In the end the shop needs to go through four different stages in order to seek the best output of a new process: plan, brief, execute and debrief.

The owner needs to know whether the process brought the shop from bad to good or negatively impacted business operations, Altieri says.

 

The Buy-In

Miller not only needed to implement an in-house production board, he also needed to gain his employee’s trust in the process and the new technology. The buy-in proved somewhat difficult because the technicians vary in employees who have been with the company for 20–30 years and a couple employees who have just joined the shop from technical school.

First, Miller scheduled monthly meetings with his team.

“Nothing changes without a meeting around here,” he says.

The meetings were a way for each employee to voice an opinion about the new process and offer solutions.

Altieri recommends leaders meet each month over lunch with the team.
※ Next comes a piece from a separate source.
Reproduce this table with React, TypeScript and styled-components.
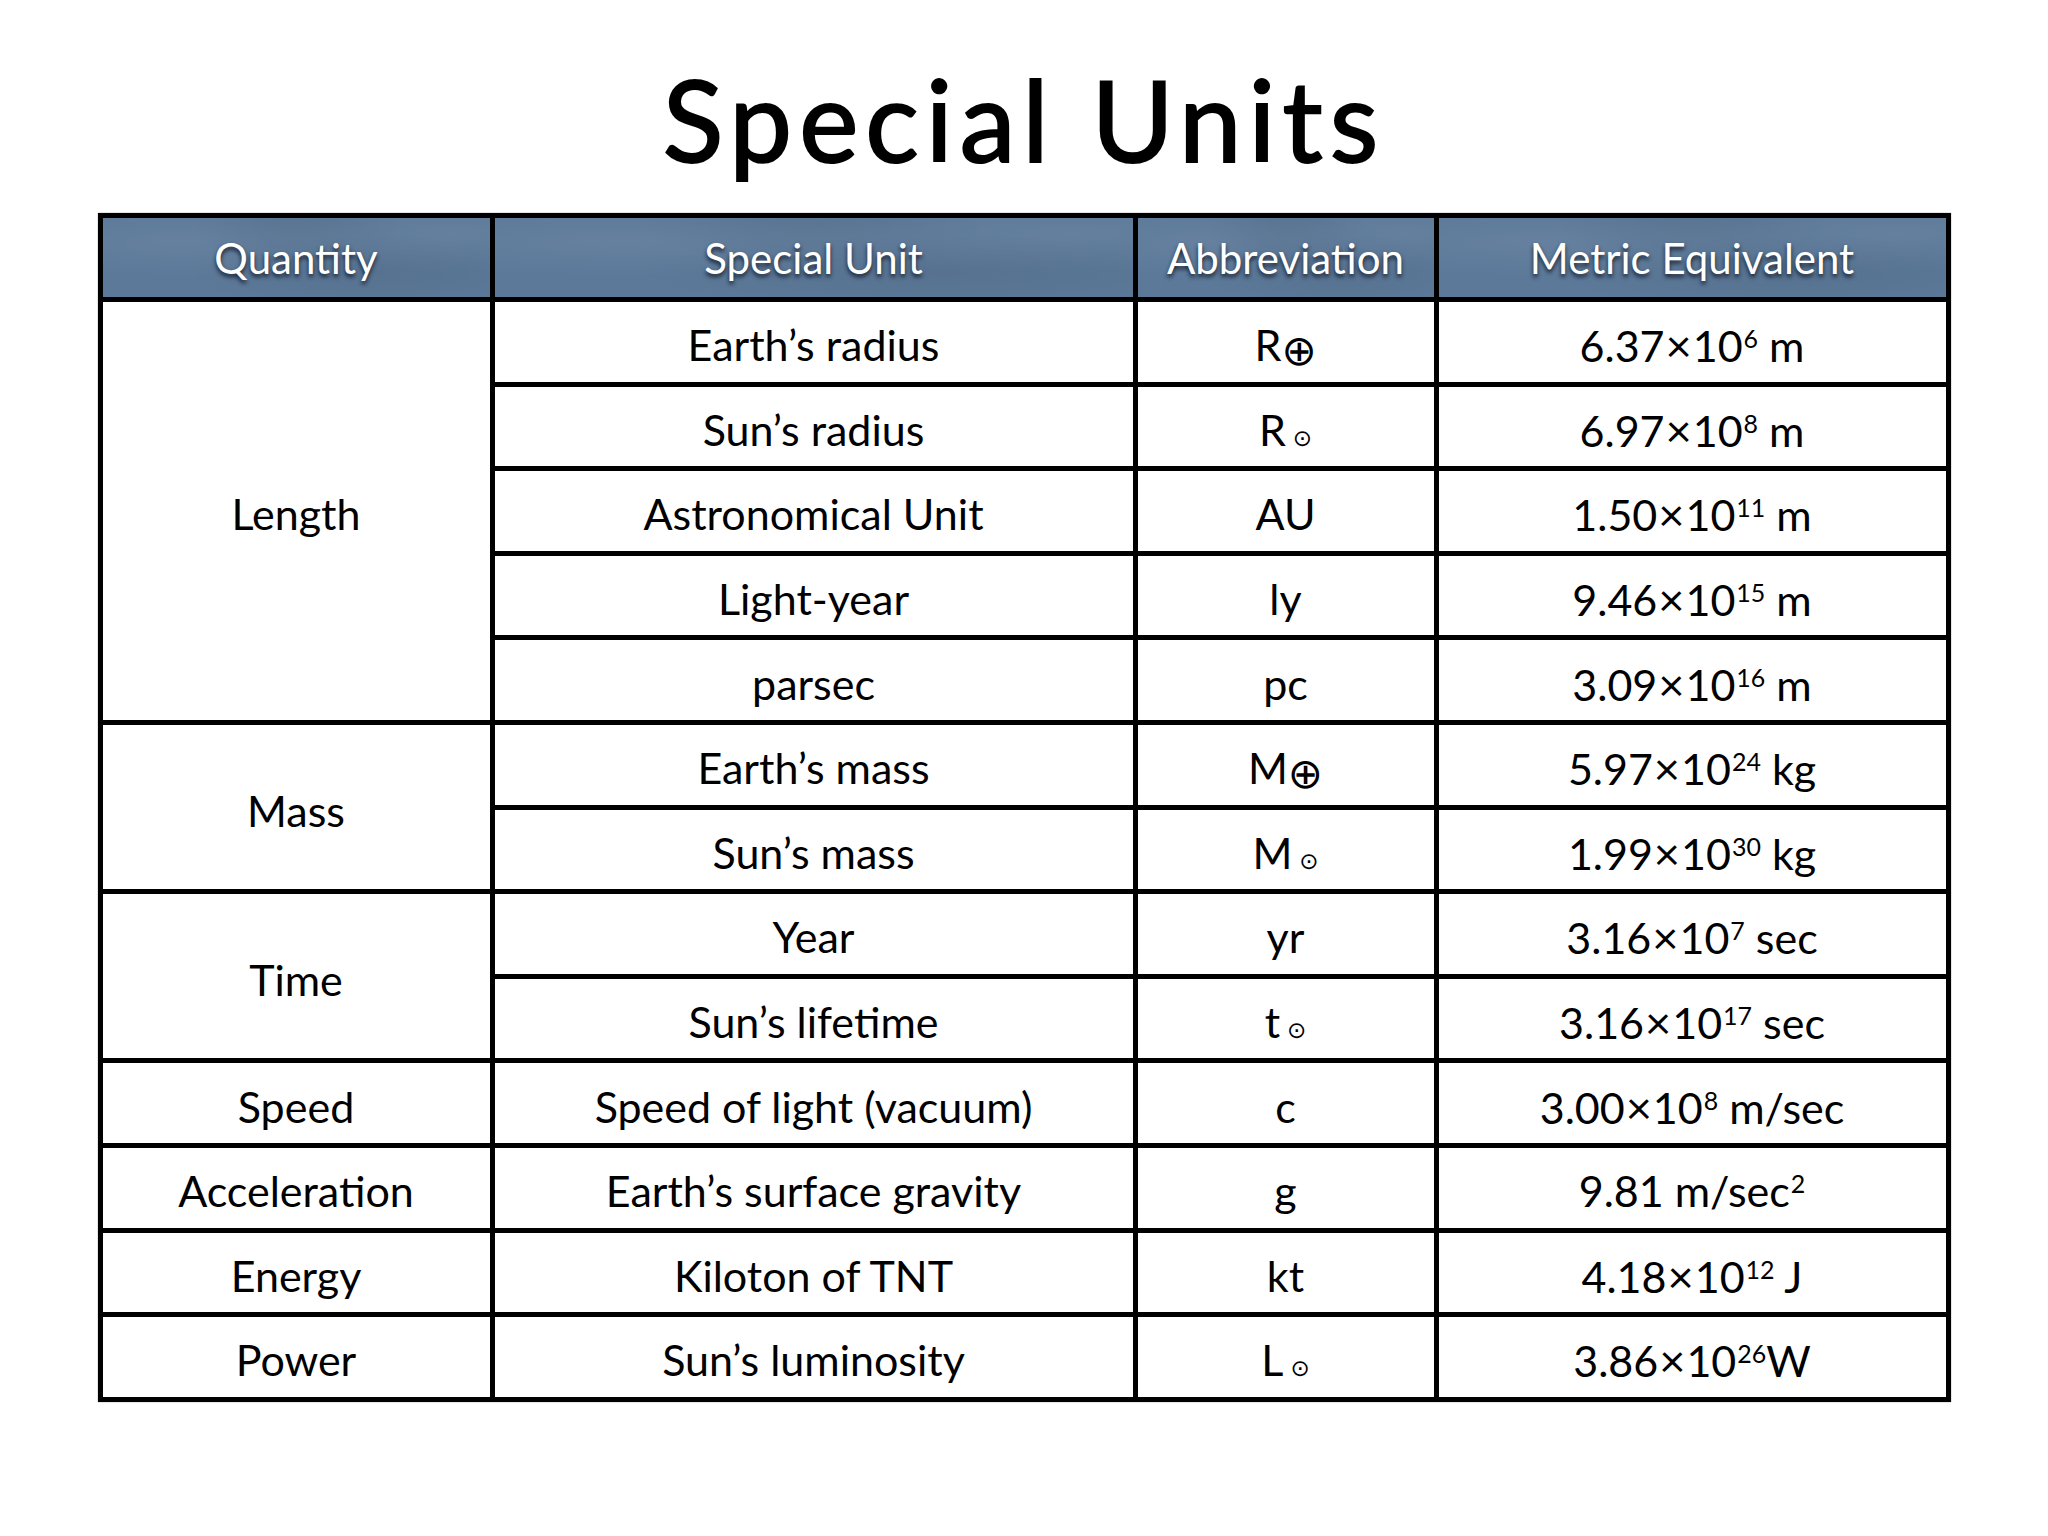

These meetings are an opportunity for the team to discuss materials, like additional articles on the production board process.

Second, Miller had to wait for the return on investment.

Change was not instantaneous for the shop but the staff agreed it would try to achieve a 6-hour touch time on jobs and then wait to see the profits. Over the course of the next two-and-a-half years, the shop’s revenue did increase closer to its current $2 million.

“ROI is not a short-term win,” Altieri says. “ROI is the end game measure and we work toward it but may not achieve it sooner or later.”

Third, Miller gave the employees more power and time to be held accountable. He reduced his work week from six to four days.

People cannot be held accountable unless they are given defined measures to achieve, standard operating procedures (SOPs)  and defined objectives of success, Altieri says. Create SOPs to achieve KPIs like cycle time and efficiency.

The team still works a 40-hour week at 10 hours per day but now has more time to spend with family and work on their own hobbies, Miller says.